### AIM OF THE EXERCISE
Print the listing below exactly.
■ ■ ■
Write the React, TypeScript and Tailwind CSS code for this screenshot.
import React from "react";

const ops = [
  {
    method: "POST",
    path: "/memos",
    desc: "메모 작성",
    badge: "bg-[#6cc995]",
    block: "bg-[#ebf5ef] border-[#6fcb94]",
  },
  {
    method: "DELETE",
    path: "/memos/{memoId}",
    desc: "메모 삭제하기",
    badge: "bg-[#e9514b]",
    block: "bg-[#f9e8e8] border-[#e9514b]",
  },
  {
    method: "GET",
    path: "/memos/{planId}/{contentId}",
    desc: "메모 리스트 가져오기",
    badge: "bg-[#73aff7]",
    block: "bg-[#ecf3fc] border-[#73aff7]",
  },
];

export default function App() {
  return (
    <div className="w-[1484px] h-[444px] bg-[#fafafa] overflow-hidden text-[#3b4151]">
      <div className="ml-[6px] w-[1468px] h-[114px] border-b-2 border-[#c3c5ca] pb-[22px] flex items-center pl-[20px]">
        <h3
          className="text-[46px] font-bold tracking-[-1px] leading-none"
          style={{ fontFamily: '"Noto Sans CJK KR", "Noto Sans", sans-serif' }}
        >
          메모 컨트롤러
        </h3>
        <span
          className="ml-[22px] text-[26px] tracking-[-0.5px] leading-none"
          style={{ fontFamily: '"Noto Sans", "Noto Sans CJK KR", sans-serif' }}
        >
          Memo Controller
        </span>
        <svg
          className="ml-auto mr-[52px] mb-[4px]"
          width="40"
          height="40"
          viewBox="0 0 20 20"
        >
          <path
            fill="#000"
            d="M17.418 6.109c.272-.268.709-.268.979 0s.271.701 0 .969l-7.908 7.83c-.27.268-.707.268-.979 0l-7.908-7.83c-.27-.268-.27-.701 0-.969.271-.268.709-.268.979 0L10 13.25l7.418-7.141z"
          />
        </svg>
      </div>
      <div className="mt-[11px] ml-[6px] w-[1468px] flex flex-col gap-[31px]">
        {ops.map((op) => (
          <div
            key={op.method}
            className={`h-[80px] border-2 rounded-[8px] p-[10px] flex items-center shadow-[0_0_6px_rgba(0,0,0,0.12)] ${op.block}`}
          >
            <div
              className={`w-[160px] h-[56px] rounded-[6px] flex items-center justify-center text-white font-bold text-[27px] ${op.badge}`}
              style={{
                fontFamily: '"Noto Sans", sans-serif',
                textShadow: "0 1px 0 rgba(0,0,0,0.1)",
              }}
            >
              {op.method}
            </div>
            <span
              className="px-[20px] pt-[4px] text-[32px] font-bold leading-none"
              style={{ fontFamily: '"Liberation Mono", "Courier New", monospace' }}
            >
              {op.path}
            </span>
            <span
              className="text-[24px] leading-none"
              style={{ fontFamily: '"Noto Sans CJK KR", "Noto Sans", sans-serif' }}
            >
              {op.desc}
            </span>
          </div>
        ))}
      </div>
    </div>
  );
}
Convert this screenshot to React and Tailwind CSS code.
■ ■ ■
### RESULT FOR THIS EXERCISE
Write the React, TypeScript and Tailwind CSS code for this screenshot.
import React from "react";

const ops = [
  {
    method: "POST",
    path: "/memos",
    desc: "메모 작성",
    badge: "bg-[#6cc995]",
    block: "bg-[#ebf5ef] border-[#6fcb94]",
  },
  {
    method: "DELETE",
    path: "/memos/{memoId}",
    desc: "메모 삭제하기",
    badge: "bg-[#e9514b]",
    block: "bg-[#f9e8e8] border-[#e9514b]",
  },
  {
    method: "GET",
    path: "/memos/{planId}/{contentId}",
    desc: "메모 리스트 가져오기",
    badge: "bg-[#73aff7]",
    block: "bg-[#ecf3fc] border-[#73aff7]",
  },
];

export default function App() {
  return (
    <div className="w-[1484px] h-[444px] bg-[#fafafa] overflow-hidden text-[#3b4151]">
      <div className="ml-[6px] w-[1468px] h-[114px] border-b-2 border-[#c3c5ca] pb-[22px] flex items-center pl-[20px]">
        <h3
          className="text-[46px] font-bold tracking-[-1px] leading-none"
          style={{ fontFamily: '"Noto Sans CJK KR", "Noto Sans", sans-serif' }}
        >
          메모 컨트롤러
        </h3>
        <span
          className="ml-[22px] text-[26px] tracking-[-0.5px] leading-none"
          style={{ fontFamily: '"Noto Sans", "Noto Sans CJK KR", sans-serif' }}
        >
          Memo Controller
        </span>
        <svg
          className="ml-auto mr-[52px] mb-[4px]"
          width="40"
          height="40"
          viewBox="0 0 20 20"
        >
          <path
            fill="#000"
            d="M17.418 6.109c.272-.268.709-.268.979 0s.271.701 0 .969l-7.908 7.83c-.27.268-.707.268-.979 0l-7.908-7.83c-.27-.268-.27-.701 0-.969.271-.268.709-.268.979 0L10 13.25l7.418-7.141z"
          />
        </svg>
      </div>
      <div className="mt-[11px] ml-[6px] w-[1468px] flex flex-col gap-[31px]">
        {ops.map((op) => (
          <div
            key={op.method}
            className={`h-[80px] border-2 rounded-[8px] p-[10px] flex items-center shadow-[0_0_6px_rgba(0,0,0,0.12)] ${op.block}`}
          >
            <div
              className={`w-[160px] h-[56px] rounded-[6px] flex items-center justify-center text-white font-bold text-[27px] ${op.badge}`}
              style={{
                fontFamily: '"Noto Sans", sans-serif',
                textShadow: "0 1px 0 rgba(0,0,0,0.1)",
              }}
            >
              {op.method}
            </div>
            <span
              className="px-[20px] pt-[4px] text-[32px] font-bold leading-none"
              style={{ fontFamily: '"Liberation Mono", "Courier New", monospace' }}
            >
              {op.path}
            </span>
            <span
              className="text-[24px] leading-none"
              style={{ fontFamily: '"Noto Sans CJK KR", "Noto Sans", sans-serif' }}
            >
              {op.desc}
            </span>
          </div>
        ))}
      </div>
    </div>
  );
}
Convert this screenshot to React and Tailwind CSS code.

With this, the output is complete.